## DIRECTIONS FOR THIS TASK
Locate each line with the string "styles" in the listing below and copy it.

========================================================================

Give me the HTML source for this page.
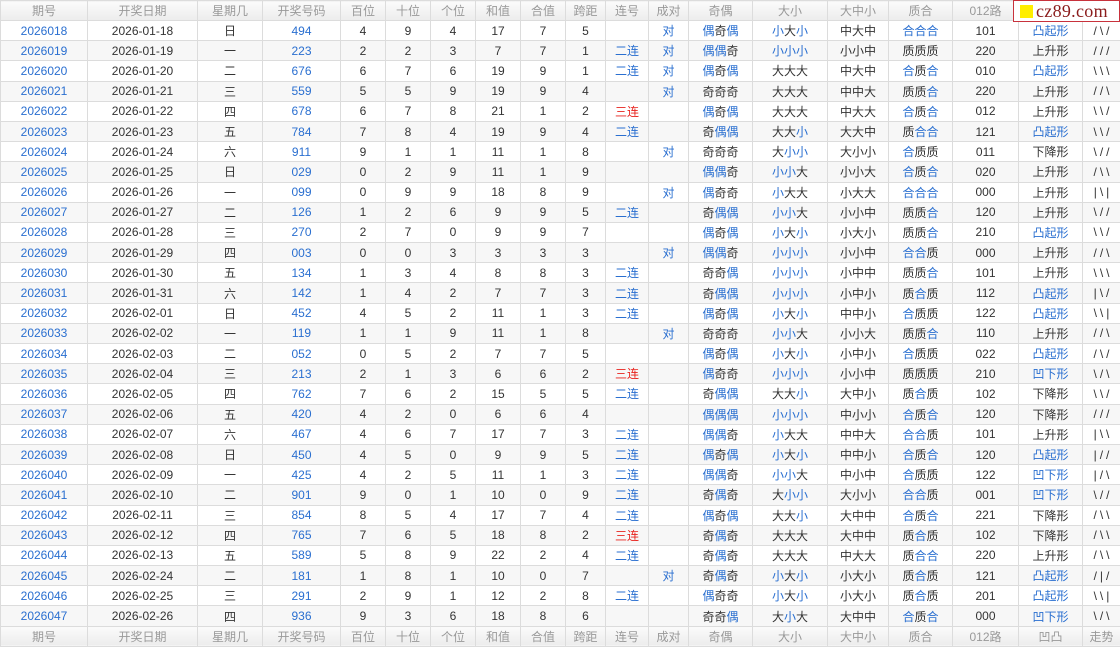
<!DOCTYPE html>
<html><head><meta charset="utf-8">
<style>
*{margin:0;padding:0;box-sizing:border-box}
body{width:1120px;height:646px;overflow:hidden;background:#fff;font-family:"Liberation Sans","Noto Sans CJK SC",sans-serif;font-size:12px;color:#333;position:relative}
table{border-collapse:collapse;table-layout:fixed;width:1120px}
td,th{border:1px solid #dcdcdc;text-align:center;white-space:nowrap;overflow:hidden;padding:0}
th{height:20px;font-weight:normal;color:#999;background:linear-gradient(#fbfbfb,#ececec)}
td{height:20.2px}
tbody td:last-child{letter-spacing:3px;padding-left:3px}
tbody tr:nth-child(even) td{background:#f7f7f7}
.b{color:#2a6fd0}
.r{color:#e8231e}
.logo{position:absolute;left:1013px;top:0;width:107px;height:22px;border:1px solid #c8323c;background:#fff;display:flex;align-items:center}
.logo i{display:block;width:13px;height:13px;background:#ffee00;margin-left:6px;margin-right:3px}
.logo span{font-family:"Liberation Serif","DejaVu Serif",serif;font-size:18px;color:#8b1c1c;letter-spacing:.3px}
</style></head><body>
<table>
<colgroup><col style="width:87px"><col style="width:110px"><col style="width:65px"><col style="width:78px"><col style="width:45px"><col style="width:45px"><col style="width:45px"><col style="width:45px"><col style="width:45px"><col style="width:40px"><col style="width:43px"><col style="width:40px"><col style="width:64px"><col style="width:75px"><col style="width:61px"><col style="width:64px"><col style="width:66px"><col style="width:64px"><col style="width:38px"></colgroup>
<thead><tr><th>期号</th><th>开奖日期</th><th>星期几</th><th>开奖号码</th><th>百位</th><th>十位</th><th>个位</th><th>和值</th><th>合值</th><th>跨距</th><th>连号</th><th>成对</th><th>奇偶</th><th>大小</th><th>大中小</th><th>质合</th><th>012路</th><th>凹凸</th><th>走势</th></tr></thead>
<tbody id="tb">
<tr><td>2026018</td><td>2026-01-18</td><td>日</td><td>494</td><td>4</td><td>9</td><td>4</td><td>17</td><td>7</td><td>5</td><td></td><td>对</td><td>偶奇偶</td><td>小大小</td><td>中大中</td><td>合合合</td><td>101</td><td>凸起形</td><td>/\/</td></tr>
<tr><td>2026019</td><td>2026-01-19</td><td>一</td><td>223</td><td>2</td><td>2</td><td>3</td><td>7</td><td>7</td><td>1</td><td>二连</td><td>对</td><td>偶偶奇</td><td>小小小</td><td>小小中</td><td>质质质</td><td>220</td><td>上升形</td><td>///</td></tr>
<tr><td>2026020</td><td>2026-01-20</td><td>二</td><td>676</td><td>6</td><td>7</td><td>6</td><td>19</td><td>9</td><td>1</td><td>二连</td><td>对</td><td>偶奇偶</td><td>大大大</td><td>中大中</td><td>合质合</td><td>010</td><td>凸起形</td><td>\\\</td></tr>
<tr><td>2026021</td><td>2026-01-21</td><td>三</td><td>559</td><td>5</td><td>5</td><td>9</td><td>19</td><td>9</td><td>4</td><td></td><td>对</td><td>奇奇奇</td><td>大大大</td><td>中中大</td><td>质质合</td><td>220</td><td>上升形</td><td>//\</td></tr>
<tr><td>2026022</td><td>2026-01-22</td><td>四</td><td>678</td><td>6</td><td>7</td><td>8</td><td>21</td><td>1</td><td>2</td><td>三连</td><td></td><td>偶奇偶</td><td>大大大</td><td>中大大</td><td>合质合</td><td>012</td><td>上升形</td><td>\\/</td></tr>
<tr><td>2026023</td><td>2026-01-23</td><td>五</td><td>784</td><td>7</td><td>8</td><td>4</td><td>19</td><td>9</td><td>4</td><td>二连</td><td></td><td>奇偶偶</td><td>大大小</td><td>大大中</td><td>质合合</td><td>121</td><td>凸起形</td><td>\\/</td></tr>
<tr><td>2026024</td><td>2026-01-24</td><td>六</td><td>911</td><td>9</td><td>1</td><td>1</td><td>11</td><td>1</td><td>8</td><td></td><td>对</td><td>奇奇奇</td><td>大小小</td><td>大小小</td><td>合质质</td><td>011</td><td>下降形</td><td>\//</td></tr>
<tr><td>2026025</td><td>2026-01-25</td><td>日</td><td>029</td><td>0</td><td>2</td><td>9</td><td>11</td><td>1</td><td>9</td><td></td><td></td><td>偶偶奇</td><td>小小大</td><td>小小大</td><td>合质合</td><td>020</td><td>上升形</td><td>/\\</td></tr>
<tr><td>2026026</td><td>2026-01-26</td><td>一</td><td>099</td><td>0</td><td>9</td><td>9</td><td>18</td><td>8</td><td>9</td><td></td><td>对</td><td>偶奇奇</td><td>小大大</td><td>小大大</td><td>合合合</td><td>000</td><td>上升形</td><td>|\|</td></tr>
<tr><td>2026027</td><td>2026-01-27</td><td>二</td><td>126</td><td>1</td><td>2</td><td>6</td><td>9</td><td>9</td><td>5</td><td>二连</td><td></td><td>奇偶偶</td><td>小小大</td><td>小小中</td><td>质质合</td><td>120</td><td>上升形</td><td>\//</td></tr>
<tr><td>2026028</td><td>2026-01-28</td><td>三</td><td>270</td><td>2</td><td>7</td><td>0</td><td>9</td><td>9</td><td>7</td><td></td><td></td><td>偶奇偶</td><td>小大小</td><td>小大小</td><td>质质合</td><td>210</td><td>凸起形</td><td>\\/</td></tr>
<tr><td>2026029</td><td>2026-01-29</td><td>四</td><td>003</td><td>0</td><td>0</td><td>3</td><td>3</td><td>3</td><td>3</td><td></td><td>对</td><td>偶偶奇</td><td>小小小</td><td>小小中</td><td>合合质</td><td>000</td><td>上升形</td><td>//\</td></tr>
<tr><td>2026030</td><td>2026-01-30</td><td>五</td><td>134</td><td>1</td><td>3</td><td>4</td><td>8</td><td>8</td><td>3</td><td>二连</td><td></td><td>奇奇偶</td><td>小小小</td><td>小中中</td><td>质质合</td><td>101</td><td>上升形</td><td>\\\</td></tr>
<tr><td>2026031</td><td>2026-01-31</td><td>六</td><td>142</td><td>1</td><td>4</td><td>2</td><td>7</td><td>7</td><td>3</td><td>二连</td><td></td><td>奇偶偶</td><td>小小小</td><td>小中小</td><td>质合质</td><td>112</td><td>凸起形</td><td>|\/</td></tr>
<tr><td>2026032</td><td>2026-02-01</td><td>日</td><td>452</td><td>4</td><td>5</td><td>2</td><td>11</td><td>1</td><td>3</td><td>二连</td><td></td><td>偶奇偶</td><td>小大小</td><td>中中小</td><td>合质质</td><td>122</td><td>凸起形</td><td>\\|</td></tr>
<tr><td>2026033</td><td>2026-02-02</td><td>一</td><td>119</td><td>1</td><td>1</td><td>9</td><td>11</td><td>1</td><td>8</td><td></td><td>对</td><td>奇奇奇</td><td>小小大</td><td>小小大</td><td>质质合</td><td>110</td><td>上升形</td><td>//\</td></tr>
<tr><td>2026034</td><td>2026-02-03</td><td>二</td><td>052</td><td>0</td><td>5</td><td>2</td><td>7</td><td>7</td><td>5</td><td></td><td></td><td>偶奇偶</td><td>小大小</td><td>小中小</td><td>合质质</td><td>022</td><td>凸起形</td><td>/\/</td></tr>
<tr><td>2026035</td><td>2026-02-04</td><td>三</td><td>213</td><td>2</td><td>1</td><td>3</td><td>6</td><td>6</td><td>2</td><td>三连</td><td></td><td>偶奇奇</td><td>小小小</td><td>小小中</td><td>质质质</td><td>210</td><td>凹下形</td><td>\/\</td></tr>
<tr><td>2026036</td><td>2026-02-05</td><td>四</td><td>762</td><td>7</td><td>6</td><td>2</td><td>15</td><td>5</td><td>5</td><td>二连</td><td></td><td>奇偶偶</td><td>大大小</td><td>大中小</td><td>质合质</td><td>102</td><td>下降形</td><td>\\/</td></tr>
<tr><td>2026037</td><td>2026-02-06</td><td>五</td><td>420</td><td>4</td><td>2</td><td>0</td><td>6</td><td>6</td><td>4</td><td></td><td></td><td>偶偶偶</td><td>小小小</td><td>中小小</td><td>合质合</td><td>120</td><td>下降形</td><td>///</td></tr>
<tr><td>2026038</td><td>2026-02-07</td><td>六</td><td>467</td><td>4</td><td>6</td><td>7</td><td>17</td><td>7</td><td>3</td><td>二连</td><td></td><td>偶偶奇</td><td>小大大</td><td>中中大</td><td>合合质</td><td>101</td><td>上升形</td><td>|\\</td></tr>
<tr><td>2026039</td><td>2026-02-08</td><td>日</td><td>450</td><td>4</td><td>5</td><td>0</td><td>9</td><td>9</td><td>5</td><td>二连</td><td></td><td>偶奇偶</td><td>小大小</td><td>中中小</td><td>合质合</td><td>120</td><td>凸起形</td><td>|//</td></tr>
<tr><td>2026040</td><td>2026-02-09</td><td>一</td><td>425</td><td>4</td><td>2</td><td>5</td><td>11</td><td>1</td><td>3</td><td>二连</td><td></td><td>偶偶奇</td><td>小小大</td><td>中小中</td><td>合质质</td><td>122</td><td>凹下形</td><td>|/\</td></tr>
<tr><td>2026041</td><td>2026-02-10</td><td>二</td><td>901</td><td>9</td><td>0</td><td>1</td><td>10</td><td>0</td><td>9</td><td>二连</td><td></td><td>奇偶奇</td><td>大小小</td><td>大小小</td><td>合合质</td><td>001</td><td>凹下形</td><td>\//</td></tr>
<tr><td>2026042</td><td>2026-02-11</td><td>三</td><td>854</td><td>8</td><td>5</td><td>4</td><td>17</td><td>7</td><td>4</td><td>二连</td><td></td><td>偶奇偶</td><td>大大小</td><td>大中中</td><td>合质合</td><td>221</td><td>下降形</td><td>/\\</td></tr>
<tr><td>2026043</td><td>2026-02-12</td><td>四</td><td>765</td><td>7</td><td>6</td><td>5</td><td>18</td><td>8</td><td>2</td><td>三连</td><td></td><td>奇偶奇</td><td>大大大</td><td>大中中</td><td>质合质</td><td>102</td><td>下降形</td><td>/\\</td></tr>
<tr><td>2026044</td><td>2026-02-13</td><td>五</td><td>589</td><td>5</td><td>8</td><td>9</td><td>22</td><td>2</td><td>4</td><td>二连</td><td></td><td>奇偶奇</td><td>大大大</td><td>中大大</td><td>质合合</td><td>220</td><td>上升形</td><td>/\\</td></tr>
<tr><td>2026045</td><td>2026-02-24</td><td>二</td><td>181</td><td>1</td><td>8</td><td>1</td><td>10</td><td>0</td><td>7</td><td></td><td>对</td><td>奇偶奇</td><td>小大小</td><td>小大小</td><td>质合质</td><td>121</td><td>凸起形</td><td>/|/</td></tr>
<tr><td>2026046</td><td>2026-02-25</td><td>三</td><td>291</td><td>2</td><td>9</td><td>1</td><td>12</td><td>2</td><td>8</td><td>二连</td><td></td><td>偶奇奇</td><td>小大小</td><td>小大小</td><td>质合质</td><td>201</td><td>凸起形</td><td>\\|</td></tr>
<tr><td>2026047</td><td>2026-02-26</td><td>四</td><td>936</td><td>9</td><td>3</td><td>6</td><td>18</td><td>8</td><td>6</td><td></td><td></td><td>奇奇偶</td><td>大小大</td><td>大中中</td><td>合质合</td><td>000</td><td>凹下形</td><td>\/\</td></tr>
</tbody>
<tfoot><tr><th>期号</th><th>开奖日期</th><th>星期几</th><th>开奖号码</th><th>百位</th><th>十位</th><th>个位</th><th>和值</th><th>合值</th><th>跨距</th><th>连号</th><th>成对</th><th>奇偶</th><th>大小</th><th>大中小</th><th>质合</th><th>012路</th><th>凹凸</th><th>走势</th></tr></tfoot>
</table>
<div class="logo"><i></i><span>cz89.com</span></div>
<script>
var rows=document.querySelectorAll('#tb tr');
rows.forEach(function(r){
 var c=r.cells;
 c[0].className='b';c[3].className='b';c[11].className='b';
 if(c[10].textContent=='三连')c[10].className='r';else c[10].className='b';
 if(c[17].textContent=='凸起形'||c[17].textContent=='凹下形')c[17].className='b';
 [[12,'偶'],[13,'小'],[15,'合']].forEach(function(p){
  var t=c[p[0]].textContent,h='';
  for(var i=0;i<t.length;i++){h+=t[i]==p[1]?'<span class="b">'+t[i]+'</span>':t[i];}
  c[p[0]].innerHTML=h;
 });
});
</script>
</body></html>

========================================================================

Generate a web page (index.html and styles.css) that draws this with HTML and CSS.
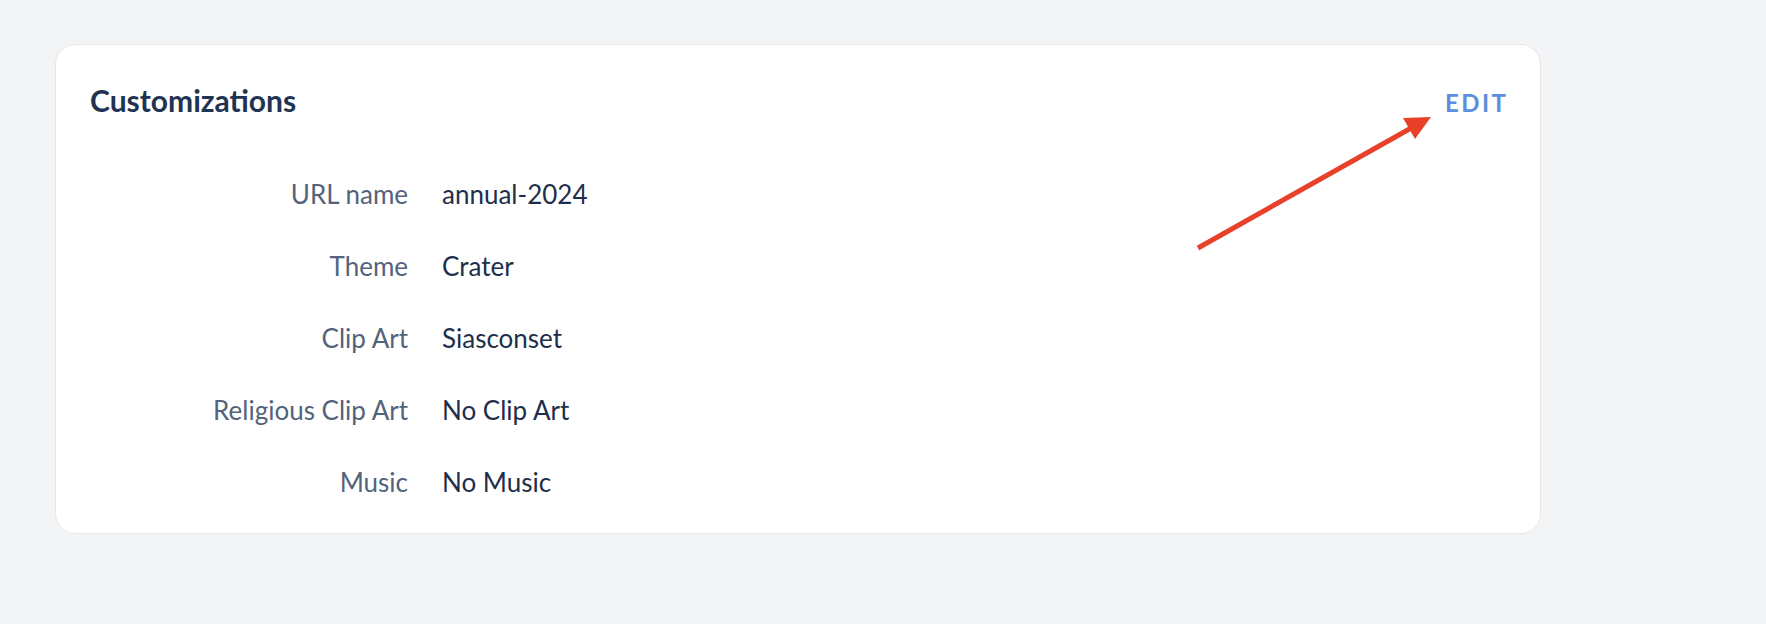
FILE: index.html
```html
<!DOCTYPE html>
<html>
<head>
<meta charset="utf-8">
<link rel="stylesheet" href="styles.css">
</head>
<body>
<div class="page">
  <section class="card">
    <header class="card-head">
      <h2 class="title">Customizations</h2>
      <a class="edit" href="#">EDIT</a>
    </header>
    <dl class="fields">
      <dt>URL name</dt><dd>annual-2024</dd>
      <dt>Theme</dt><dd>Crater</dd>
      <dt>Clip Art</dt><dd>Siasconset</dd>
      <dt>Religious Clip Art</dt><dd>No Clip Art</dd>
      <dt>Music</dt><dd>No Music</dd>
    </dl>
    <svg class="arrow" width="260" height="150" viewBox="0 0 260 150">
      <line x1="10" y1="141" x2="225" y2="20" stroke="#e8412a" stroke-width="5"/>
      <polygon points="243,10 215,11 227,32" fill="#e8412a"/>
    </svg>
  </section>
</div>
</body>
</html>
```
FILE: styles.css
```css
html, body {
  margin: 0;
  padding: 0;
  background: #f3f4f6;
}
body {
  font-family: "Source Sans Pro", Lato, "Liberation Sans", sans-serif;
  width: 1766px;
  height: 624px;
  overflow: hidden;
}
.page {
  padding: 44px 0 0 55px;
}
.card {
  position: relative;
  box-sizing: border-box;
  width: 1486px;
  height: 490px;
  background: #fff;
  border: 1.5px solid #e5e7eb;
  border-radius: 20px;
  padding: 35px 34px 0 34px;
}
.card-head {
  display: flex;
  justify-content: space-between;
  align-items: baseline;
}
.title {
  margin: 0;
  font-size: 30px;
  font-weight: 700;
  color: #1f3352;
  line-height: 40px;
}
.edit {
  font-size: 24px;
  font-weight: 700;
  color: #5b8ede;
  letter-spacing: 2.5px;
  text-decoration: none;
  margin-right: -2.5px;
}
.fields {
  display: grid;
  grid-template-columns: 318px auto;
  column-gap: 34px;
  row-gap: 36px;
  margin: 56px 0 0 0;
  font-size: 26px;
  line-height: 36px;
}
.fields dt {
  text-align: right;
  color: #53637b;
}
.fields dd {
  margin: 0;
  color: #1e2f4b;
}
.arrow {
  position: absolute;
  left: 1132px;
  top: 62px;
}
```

========================================================================

## SOLUTION
Generate a web page (index.html and styles.css) that draws this with HTML and CSS.
<link rel="stylesheet" href="styles.css">
FILE: styles.css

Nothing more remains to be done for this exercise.